■ The request ■
Copy out all lines that carry the word "this".

+ + + + +

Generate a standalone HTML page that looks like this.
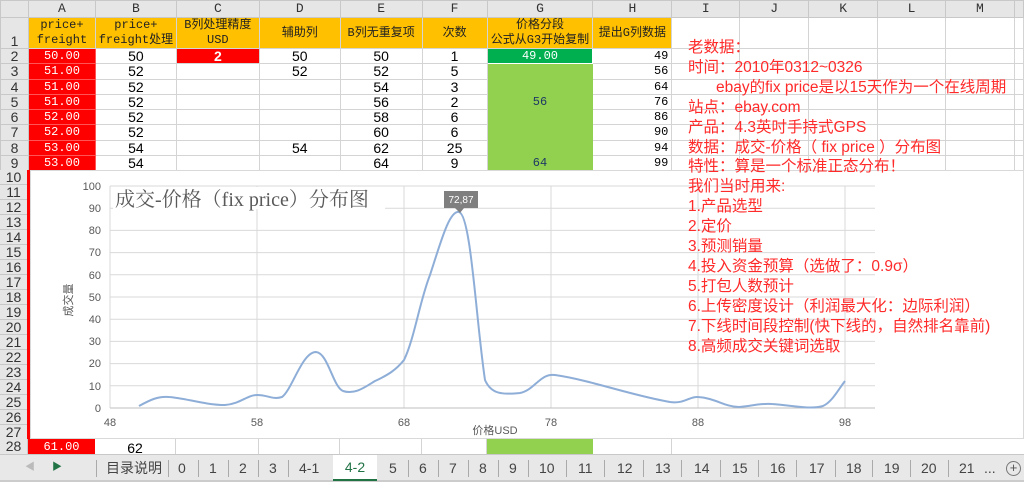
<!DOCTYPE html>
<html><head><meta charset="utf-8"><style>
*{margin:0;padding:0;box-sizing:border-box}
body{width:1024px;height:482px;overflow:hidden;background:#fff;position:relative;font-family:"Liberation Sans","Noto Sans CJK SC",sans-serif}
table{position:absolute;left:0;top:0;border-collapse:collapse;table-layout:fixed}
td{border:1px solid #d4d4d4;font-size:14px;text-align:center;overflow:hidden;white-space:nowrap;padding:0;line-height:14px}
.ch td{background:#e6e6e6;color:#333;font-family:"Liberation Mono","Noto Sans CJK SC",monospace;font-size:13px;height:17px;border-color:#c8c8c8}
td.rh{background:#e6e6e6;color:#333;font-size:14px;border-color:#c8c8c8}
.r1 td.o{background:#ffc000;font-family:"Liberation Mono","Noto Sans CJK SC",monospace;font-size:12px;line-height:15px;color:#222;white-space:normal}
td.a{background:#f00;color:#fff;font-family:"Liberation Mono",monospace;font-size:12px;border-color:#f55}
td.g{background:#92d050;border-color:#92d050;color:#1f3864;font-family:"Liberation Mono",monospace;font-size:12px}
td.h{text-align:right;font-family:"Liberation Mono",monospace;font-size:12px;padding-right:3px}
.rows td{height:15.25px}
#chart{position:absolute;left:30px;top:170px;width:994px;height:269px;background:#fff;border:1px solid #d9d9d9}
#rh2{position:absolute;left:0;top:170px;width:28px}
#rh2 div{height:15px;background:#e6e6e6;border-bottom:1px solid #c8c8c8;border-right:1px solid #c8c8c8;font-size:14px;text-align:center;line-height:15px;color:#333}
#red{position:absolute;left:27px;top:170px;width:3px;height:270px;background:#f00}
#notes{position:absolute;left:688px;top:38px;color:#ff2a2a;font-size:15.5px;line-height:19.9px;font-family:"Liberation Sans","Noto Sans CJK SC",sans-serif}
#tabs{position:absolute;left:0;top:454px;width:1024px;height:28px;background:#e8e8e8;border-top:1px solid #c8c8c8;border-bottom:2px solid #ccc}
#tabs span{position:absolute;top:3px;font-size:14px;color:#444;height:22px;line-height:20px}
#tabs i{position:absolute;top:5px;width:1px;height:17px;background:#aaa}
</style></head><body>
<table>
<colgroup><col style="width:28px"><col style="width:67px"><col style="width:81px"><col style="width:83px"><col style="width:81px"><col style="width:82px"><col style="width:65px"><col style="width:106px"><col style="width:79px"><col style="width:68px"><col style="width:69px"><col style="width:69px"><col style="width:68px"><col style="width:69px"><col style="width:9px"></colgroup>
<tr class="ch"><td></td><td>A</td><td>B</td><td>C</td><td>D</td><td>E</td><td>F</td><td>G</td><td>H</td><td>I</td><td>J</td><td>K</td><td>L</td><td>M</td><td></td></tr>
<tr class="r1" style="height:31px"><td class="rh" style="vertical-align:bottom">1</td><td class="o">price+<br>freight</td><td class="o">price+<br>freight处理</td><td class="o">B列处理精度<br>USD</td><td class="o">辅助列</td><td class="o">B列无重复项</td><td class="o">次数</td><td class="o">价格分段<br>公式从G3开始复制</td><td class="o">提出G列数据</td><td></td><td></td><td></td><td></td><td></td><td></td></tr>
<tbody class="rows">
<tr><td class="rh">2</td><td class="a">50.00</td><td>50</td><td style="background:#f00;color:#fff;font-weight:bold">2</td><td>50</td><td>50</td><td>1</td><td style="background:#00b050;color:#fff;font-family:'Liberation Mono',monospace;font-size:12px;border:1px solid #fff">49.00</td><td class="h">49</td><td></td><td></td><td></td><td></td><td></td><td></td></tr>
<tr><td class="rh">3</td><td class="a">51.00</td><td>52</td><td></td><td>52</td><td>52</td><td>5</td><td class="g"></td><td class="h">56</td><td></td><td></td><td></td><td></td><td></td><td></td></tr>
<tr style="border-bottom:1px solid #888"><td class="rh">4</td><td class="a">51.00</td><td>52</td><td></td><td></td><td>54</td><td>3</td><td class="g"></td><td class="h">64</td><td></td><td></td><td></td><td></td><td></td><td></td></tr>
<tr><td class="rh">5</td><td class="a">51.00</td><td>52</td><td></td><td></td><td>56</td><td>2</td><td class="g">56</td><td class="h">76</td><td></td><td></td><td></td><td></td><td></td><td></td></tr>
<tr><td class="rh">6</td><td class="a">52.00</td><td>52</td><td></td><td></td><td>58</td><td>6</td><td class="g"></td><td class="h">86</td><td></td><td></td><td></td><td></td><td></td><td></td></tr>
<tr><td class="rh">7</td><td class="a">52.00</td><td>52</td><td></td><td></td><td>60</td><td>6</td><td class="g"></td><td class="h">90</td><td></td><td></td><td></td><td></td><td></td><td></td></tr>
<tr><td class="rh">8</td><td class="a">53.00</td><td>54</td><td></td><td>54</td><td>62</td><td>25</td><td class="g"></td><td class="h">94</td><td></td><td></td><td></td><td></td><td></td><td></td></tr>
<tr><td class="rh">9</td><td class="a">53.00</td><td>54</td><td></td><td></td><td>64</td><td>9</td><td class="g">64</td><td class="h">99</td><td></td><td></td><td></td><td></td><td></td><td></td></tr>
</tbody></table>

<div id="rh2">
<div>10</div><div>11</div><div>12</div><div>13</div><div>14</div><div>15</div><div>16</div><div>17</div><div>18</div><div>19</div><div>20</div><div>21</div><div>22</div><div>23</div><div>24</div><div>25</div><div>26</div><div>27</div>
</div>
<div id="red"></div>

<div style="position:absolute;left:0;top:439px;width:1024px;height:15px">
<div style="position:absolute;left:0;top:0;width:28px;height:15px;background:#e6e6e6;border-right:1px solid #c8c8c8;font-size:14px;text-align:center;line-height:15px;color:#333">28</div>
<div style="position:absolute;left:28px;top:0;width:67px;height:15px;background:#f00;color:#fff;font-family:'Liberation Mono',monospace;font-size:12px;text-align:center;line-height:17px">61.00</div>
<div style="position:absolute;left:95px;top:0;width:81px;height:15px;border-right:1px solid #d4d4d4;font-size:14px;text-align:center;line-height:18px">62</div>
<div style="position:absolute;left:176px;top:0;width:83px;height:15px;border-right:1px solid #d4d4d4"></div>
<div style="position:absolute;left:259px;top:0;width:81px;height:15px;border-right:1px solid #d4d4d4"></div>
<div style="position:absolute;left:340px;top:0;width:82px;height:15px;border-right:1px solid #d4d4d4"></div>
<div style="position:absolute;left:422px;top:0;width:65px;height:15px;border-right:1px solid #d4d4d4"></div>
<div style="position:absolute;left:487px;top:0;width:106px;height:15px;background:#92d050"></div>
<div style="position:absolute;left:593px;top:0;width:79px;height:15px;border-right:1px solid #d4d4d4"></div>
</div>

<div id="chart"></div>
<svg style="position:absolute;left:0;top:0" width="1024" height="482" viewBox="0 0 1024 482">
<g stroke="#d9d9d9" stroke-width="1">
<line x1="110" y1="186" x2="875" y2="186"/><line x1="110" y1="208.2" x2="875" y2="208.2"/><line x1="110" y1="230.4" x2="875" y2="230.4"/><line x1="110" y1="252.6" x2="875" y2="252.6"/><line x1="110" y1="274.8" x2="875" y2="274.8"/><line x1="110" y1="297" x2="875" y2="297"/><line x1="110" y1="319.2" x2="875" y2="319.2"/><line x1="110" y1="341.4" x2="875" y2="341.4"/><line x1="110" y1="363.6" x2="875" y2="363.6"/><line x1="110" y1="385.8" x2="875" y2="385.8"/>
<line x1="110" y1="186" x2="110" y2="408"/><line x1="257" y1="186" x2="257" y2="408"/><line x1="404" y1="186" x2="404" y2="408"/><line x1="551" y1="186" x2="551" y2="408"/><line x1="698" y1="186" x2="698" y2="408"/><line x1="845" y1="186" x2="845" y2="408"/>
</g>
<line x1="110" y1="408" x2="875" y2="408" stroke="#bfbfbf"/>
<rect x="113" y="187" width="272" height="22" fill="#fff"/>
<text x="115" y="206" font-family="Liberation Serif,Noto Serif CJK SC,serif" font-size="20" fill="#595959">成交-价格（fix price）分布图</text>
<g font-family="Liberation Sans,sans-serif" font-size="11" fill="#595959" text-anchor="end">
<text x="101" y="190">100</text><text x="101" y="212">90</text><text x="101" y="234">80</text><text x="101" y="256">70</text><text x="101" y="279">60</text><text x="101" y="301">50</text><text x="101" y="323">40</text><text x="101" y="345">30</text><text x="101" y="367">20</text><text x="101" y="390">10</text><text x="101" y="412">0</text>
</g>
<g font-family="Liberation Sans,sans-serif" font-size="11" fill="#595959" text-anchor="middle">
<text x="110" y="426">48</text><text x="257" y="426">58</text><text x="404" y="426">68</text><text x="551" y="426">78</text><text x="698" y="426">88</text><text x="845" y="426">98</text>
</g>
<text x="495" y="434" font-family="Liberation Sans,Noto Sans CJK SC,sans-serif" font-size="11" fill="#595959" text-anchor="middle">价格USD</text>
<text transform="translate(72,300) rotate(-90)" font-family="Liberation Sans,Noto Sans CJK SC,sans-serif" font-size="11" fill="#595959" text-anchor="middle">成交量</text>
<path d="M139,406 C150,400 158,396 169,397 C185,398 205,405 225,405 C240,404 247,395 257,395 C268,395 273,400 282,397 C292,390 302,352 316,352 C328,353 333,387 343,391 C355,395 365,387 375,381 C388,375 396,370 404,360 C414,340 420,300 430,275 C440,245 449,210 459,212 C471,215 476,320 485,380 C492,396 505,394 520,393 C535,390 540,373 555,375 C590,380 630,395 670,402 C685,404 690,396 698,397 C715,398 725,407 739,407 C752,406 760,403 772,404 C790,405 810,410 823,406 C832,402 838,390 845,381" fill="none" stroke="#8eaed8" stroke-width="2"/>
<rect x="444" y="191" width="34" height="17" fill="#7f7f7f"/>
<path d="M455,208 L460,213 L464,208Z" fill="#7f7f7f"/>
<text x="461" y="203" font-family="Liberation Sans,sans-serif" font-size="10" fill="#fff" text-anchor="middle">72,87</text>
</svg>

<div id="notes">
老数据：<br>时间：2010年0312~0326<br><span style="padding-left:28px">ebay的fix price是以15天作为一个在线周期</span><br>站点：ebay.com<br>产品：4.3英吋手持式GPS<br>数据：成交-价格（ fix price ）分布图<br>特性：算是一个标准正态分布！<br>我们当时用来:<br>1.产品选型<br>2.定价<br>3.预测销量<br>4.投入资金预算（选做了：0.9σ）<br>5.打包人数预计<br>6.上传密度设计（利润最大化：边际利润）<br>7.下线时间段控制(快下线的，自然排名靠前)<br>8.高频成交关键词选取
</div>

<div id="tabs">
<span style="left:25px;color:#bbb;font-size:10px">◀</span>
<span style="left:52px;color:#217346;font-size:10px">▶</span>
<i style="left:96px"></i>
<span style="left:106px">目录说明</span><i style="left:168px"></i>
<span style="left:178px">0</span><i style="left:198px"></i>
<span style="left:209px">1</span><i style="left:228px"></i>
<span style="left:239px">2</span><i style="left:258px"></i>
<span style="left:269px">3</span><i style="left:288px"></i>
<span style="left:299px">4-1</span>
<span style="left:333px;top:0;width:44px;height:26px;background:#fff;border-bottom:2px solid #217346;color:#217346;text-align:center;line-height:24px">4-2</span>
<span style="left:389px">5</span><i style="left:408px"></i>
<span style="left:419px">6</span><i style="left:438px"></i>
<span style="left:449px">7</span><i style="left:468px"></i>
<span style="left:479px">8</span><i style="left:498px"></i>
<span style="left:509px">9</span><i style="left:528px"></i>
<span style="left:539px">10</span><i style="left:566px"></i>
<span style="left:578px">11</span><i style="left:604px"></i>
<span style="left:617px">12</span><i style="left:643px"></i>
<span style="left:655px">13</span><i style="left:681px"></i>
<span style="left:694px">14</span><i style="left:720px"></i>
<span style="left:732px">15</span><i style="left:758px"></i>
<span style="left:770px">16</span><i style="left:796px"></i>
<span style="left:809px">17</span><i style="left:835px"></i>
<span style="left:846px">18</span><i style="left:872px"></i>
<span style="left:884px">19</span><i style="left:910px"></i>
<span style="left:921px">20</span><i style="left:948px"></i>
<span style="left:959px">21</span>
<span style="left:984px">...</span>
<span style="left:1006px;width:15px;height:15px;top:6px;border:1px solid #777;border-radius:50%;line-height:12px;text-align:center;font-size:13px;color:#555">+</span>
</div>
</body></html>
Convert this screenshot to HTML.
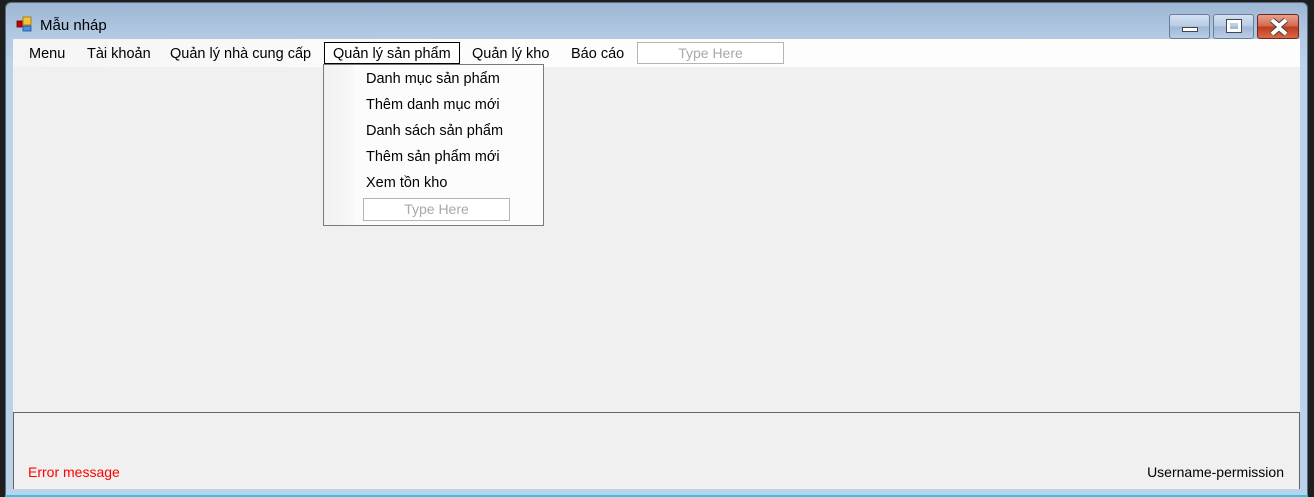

+ + + + +

■ Problem solution ■
Generate a standalone HTML page that looks like this.
Convert this screenshot to HTML.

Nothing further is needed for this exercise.